* WORK TO BE COMPLETED:
Check each line of the listing below for the word "screenshot" and say how many lines have it. Nothing else should be written.

=== DATA RECORDS ===

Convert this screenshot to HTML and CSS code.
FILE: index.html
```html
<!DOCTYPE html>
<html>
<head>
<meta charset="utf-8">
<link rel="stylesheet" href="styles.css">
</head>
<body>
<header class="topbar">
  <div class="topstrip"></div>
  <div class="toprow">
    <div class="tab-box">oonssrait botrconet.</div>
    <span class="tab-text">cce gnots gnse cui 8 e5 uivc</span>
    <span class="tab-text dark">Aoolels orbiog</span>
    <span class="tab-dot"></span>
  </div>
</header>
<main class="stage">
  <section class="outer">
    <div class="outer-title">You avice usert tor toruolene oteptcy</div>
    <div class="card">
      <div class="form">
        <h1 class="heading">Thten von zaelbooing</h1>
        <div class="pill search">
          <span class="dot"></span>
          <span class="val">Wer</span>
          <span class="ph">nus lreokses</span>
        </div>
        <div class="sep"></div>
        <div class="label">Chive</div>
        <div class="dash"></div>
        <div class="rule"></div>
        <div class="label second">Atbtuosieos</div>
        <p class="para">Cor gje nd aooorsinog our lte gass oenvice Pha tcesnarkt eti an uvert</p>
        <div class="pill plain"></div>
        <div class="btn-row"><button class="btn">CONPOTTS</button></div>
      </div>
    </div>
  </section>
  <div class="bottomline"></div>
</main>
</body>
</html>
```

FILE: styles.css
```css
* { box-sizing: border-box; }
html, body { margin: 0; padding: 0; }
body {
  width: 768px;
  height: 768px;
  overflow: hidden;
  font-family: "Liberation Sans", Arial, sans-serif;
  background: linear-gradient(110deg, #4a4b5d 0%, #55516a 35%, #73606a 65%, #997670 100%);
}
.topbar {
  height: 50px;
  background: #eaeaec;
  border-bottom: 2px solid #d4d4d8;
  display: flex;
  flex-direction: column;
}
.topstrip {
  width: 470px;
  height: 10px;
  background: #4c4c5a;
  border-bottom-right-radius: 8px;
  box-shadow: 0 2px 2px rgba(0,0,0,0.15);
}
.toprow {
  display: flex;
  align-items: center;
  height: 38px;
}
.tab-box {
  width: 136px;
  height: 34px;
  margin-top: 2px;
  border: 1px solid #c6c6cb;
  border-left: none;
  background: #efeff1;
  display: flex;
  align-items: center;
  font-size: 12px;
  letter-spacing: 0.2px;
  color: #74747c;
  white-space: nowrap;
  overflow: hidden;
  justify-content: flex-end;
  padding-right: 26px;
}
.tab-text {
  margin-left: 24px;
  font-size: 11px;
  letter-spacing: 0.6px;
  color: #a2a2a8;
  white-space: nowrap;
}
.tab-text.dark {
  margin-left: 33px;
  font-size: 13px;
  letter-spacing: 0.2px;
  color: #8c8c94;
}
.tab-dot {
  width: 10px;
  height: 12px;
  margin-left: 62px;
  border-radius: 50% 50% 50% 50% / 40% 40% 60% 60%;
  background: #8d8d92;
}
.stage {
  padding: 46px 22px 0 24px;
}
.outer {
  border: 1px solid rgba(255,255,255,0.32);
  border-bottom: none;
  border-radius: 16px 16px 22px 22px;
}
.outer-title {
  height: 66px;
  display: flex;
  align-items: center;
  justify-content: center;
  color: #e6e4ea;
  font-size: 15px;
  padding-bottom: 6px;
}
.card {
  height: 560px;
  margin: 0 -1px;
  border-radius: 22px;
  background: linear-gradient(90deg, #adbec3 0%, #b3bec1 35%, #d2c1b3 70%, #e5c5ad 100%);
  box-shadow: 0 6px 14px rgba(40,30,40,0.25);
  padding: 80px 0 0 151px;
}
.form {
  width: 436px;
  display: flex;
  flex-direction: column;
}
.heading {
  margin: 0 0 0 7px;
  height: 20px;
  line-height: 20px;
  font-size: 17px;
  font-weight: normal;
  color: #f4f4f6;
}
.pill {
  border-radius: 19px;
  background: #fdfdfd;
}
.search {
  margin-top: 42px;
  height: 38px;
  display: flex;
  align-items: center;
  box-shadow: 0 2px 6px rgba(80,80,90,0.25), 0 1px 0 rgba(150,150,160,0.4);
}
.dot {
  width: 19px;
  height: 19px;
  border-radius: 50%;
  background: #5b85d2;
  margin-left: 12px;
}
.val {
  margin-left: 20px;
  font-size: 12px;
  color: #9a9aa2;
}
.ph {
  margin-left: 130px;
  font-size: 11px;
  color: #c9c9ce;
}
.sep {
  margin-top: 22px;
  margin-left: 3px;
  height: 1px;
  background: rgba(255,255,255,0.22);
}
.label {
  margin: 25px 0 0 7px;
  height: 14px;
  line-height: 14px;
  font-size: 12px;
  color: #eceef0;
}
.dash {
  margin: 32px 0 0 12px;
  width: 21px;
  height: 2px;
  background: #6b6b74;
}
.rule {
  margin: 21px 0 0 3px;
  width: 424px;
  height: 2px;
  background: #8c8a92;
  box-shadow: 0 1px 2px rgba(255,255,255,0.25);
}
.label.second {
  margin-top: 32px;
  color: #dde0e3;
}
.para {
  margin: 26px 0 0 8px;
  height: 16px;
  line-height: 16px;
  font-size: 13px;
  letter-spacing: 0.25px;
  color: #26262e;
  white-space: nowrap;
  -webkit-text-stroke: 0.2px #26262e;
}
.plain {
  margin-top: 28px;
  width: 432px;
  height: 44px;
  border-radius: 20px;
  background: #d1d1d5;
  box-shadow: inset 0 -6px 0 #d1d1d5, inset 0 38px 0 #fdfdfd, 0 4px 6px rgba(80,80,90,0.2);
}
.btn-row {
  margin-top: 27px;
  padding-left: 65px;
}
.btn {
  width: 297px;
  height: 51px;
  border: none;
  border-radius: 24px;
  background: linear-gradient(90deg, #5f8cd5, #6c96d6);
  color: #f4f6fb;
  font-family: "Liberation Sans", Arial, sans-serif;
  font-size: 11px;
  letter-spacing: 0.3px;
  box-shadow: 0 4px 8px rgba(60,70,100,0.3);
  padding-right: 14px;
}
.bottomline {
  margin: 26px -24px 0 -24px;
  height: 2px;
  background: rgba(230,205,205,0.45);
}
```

===
=== DATA RECORDS ===

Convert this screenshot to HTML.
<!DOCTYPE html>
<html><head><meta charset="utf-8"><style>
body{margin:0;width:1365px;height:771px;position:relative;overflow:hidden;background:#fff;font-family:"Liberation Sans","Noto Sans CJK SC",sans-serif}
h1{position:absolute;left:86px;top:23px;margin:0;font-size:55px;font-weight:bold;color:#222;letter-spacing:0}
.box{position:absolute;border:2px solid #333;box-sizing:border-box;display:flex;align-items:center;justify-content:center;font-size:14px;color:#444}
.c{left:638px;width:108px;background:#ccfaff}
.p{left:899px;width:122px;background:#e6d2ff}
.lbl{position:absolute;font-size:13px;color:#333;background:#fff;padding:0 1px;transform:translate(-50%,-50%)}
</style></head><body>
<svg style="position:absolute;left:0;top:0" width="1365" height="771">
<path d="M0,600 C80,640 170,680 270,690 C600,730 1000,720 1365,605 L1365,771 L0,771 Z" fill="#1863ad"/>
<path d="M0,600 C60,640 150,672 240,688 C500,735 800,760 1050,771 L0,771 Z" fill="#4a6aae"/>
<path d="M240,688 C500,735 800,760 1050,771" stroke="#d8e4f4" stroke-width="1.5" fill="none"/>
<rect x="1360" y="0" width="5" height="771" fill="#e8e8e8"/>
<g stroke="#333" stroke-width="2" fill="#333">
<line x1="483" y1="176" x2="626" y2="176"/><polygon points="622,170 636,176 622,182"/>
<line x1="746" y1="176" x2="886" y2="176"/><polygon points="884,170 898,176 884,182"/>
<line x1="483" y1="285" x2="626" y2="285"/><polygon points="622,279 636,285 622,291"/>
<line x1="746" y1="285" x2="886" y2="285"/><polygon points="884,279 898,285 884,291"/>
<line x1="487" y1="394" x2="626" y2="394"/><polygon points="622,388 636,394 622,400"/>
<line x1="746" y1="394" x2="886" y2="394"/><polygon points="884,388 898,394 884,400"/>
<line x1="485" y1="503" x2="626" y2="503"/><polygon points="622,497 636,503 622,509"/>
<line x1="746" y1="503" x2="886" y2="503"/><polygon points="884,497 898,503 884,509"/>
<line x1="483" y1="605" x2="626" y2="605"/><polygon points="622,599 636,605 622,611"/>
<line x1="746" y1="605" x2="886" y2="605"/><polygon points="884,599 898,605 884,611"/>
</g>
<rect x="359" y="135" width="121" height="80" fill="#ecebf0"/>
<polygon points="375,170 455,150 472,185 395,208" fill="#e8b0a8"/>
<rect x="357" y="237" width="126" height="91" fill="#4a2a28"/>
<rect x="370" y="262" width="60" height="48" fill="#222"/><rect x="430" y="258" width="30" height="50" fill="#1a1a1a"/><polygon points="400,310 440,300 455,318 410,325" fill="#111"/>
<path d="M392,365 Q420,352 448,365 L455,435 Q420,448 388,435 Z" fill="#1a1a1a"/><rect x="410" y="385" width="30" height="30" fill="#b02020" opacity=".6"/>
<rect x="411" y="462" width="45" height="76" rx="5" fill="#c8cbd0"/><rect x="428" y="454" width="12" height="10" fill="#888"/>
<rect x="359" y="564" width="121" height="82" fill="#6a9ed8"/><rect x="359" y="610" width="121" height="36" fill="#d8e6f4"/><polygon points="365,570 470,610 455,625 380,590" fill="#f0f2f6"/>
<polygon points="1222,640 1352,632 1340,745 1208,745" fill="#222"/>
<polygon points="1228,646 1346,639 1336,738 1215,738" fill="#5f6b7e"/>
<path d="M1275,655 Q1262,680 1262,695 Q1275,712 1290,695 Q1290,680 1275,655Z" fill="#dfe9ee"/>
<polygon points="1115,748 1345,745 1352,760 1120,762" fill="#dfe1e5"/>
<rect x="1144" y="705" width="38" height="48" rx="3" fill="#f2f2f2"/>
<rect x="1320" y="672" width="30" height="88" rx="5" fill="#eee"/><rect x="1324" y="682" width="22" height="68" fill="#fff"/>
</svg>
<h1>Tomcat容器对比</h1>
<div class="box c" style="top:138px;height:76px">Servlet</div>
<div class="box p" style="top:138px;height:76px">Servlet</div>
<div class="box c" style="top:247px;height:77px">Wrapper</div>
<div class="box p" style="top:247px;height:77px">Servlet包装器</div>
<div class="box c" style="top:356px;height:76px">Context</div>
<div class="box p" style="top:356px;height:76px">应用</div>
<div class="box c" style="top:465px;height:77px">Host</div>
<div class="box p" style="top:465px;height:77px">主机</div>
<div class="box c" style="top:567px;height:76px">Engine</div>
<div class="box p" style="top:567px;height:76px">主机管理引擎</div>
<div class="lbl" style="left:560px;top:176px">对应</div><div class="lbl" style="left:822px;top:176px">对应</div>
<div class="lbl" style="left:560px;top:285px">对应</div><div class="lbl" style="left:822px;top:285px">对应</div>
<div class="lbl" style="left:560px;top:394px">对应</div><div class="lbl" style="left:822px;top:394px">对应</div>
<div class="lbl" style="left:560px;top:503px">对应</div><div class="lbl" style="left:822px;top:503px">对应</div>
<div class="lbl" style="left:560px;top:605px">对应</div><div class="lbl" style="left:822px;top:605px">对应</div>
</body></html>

===

* COMPLETE RESPONSE:
2